Shimon Prokupecz (05:00):
And when a nearby officer suggests that a border patrol agent looks like they are about to go in-
Constable Zamora (05:05):
Get ready for friendlies.
Pete Arredondo (05:07):
Tell them to wait.
Constable Zamora (05:08):
Shimon Prokupecz (05:11):
Arredondo said he assumed border patrol agents at the other end of the hallway would be the ones to make the breach since they had rifles and he and his men only had pistols.
Pete Arredondo (05:20):
That’s why I know those are BP and I know those are probably BORTAC. Smart thing for us to do, obviously with a handgun, is we can let these guys make entry when it’s that time.
Shimon Prokupecz (05:32):
But it wasn’t just handguns.

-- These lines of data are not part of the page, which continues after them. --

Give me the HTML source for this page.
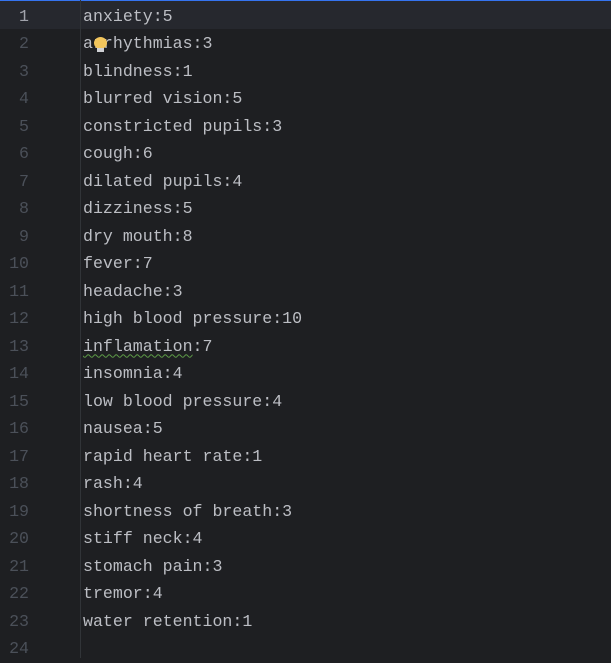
<!DOCTYPE html>
<html><head><style>
body{margin:0;width:611px;height:658px;background:#1e1f22;overflow:hidden;position:relative;font-family:"Liberation Mono",monospace;font-size:16.6px;}
.top{position:absolute;left:0;top:0;width:611px;height:1px;background:#3574f0;}
.cur{position:absolute;left:0;top:1px;width:611px;height:28px;background:#26282e;}
.sep{position:absolute;left:80px;top:0;width:1px;height:658px;background:#313438;}
.g{position:absolute;left:0;top:2.5px;width:29px;text-align:right;color:#4b5059;}
.t{position:absolute;left:83px;top:2.5px;color:#bcbec4;white-space:pre;}
.g div,.t div{height:27.5px;line-height:27.5px;}
.g div:first-child{color:#a1a3ab;}
.sq{text-decoration:underline wavy #5d9b47;text-decoration-thickness:1px;text-underline-offset:3px;}
.bulb{position:absolute;left:94px;top:37px;width:13px;height:12px;border-radius:50%;background:#f2c55c;}
.bulb2{position:absolute;left:97px;top:48px;width:7px;height:4px;background:#cfd0d4;}
</style></head><body>
<div class="top"></div><div class="cur"></div><div class="sep"></div>
<div class="g"><div>1</div><div>2</div><div>3</div><div>4</div><div>5</div><div>6</div><div>7</div><div>8</div><div>9</div><div>10</div><div>11</div><div>12</div><div>13</div><div>14</div><div>15</div><div>16</div><div>17</div><div>18</div><div>19</div><div>20</div><div>21</div><div>22</div><div>23</div><div>24</div></div>
<div class="t"><div>anxiety:5</div><div>arrhythmias:3</div><div>blindness:1</div><div>blurred vision:5</div><div>constricted pupils:3</div><div>cough:6</div><div>dilated pupils:4</div><div>dizziness:5</div><div>dry mouth:8</div><div>fever:7</div><div>headache:3</div><div>high blood pressure:10</div><div><span class="sq">inflamation</span>:7</div><div>insomnia:4</div><div>low blood pressure:4</div><div>nausea:5</div><div>rapid heart rate:1</div><div>rash:4</div><div>shortness of breath:3</div><div>stiff neck:4</div><div>stomach pain:3</div><div>tremor:4</div><div>water retention:1</div><div></div></div>
<div class="bulb"></div><div class="bulb2"></div>
</body></html>
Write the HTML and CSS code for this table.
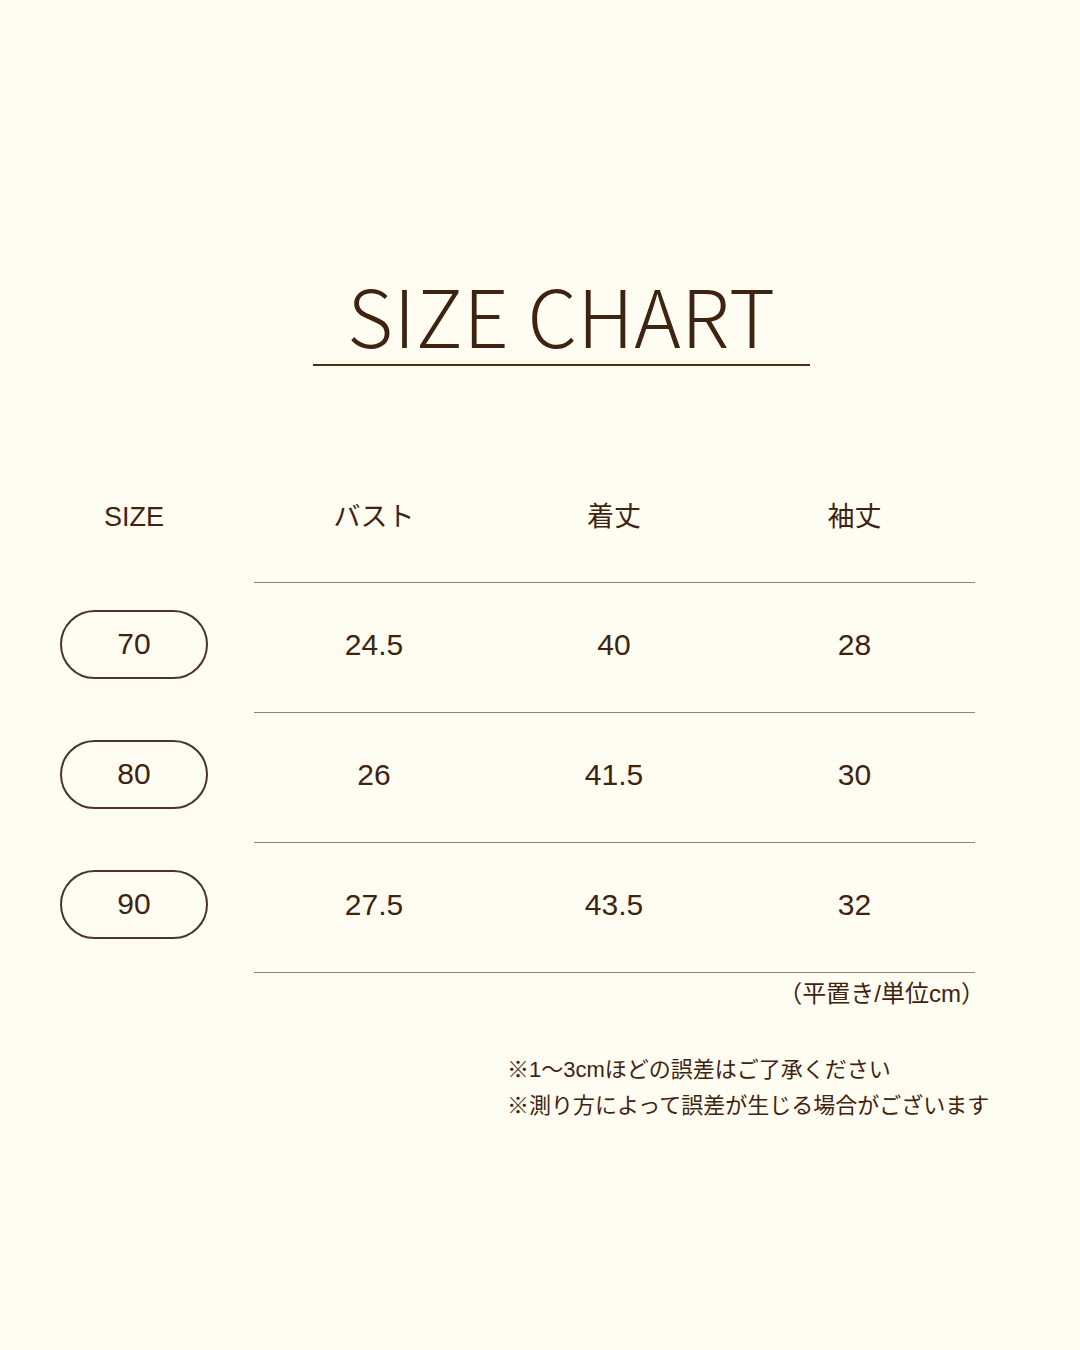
FILE: index.html
```html
<!DOCTYPE html>
<html lang="ja">
<head>
<meta charset="utf-8">
<link rel="stylesheet" href="styles.css">
</head>
<body>
<div class="page">
  <div class="title-block">
    <h1 class="title">SIZE CHART</h1>
    <div class="title-rule"></div>
  </div>
  <div class="chart">
    <div class="row head">
      <div class="cell size">SIZE</div>
      <div class="cell">バスト</div>
      <div class="cell">着丈</div>
      <div class="cell">袖丈</div>
    </div>
    <div class="row">
      <div class="cell size"><span class="pill">70</span></div>
      <div class="cell">24.5</div>
      <div class="cell">40</div>
      <div class="cell">28</div>
    </div>
    <div class="row">
      <div class="cell size"><span class="pill">80</span></div>
      <div class="cell">26</div>
      <div class="cell">41.5</div>
      <div class="cell">30</div>
    </div>
    <div class="row">
      <div class="cell size"><span class="pill">90</span></div>
      <div class="cell">27.5</div>
      <div class="cell">43.5</div>
      <div class="cell">32</div>
    </div>
    <div class="unit">（平置き/単位cm）</div>
  </div>
  <div class="notes">
    <p>※1〜3cmほどの誤差はご了承ください</p>
    <p>※測り方によって誤差が生じる場合がございます</p>
  </div>
</div>
</body>
</html>
```
FILE: styles.css
```css
html, body {
  margin: 0;
  padding: 0;
}
body {
  background: #fffdf2;
  color: #3e2410;
  font-family: "Liberation Sans", "Noto Sans CJK JP", sans-serif;
  width: 1080px;
  height: 1350px;
  overflow: hidden;
}
.page {
  display: flex;
  flex-direction: column;
}
.title-block {
  margin-top: 264px;
  margin-left: 313px;
  width: 497px;
  display: flex;
  flex-direction: column;
  align-items: center;
}
.title {
  margin: 0;
  font-family: "Noto Sans CJK JP", "Noto Sans", sans-serif;
  font-weight: 300;
  font-size: 79px;
  line-height: 100px;
  letter-spacing: 0.6px;
}
.title-rule {
  width: 497px;
  height: 2px;
  background: #4a2e18;
}
.chart {
  margin-top: 87px;
  margin-left: 60px;
  width: 915px;
  display: flex;
  flex-direction: column;
}
.row {
  display: grid;
  grid-template-columns: 194px 240px 240px 241px;
  height: 130px;
  align-items: center;
  position: relative;
}
.row::after {
  content: "";
  position: absolute;
  left: 194px;
  right: 0;
  bottom: 0;
  height: 1px;
  background: #8a8580;
}
.cell {
  text-align: center;
  font-size: 30px;
  line-height: 1;
  margin-top: -6px;
}
.head .cell {
  font-size: 27px;
  margin-top: -2px;
}
.cell.size {
  width: 148px;
  display: flex;
  justify-content: center;
}
.pill {
  display: flex;
  align-items: center;
  justify-content: center;
  width: 144px;
  height: 65px;
  border: 2px solid #4a3528;
  border-radius: 35px;
  font-size: 30px;
  margin-top: -2px;
}
.unit {
  align-self: flex-end;
  font-size: 24px;
  margin-top: 1px;
  margin-right: -10px;
}
.notes {
  margin-top: 43px;
  margin-left: 507px;
  font-size: 22px;
  line-height: 36px;
}
.notes p {
  margin: 0;
}
```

As body camera footage clearly shows, there were plenty of heavily armed officers on scene.
Speaker 3 (05:39):
Hey, hold and settle.
Shimon Prokupecz (05:40):
Some in the very first moments after the shooting began. Arredondo for the first time also explaining why he thought the door was locked, admitting he never tried to open it.
Pete Arredondo (05:51):
I have a picture in my mind that I saw that hammer in there and usually when that’s there, that’s locked. Man, 90% of the time.
Shimon Prokupecz (06:04):
We now know investigators believe it was unlocked and there was no need to wait for a key. At the end of the interview, Arredondo says that rather than breaching the door, he even considered trying to shoot through the walls to kill the gunman.
Pete Arredondo (06:19):
The thought crossed my mind to start shooting through that wall, which would have been stupid, but you start thinking there’s already somebody deceased in there, you want to start, but obviously we don’t ever train to shoot through walls. It’s not something that… It’s not probably the smartest idea, but you always question yourself.
Shimon Prokupecz (06:39):
Shimon Prokupecz, CNN, Uvalde, Texas.